On 06/15/2022 02:48 PM, Tina Friedrich wrote:
> Hi Guillaume,
>
Hi Tina,
> in that example you wouldn't need the 'srun' to run more than one task,
> I think.
>
You are correct. To start a program like sleep I could simply run:
sleep 20s &
sleep 30s &
wait
However, my objective is to use mpirun in combination with srun to avoid
to define manually rankfile.
>
> I'm not 100% sure, but to me it sounds like you're currently assigning
> whole nodes to jobs rather than cores (i.e have
> 'SelectType=select/linear' and no OverSubscribe) and find that to be
> wasteful - is that correct?
>
In my first email I copy parts of my slurm.conf.

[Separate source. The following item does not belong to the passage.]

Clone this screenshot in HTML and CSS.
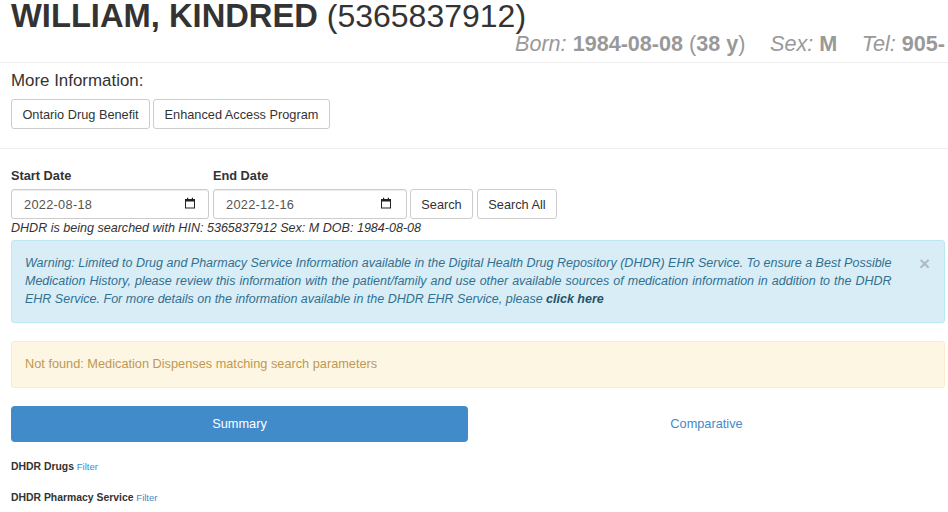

I'm using
"SelectType=select/cons_res"
with
"SelectTypeParameters=CR_Core_Memory"
And until now "no OverSubscribe". I tried to activate
"OverSubscribe=YES" on the partition with
PartitionName=short Nodes=node[01-08] Default=NO MaxTime=0-02:00:00
State=UP DefaultTime=00:00:00 MinNodes=1 PriorityTier=100 OverSubscribe=YES
But it did not solve the issue with
srun -vvv --exact -n1 -c1 sleep 20 > srun1.log 2>&1 &
srun -vvv --exact -n1 -c1 sleep 30 > srun2.log 2>&1 &
wait
> If it is, I'd say the more obvious solution to that would be to change
> the SelectType to either select/cons_res or select/cons_tres, so that
> cores (not nodes) are allocated to jobs?
>
How can I be sure that my slurm is using the parameter "select/cons_res"
defined in my /etc/slurm/slurm.conf?
Thx a lot
Guillaume